→ **What this task involves**
Retype each line of the listing below, from the first through the one holding "const [city, setCity] = useState('Florida')", with no other lines.

---+---

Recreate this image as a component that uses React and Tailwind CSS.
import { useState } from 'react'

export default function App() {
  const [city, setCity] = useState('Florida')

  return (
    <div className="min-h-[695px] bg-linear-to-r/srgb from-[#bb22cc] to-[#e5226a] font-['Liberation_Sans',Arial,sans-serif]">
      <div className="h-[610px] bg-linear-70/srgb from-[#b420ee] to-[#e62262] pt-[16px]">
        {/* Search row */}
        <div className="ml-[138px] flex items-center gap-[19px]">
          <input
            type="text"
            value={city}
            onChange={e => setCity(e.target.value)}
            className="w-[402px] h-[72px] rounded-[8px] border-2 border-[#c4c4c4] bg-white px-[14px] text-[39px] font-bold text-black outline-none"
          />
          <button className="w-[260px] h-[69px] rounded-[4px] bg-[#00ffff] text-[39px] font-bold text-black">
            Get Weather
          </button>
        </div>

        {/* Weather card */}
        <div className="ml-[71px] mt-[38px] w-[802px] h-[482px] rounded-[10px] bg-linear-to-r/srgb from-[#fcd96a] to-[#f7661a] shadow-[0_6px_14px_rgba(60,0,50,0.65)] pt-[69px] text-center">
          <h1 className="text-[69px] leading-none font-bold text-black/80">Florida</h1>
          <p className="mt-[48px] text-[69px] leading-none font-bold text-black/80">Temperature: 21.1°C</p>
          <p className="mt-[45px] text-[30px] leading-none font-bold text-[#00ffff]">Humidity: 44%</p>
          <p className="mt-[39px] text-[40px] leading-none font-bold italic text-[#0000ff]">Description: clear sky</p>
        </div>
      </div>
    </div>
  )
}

---+---

→ **Solution**
Recreate this image as a component that uses React and Tailwind CSS.
import { useState } from 'react'

export default function App() {
  const [city, setCity] = useState('Florida')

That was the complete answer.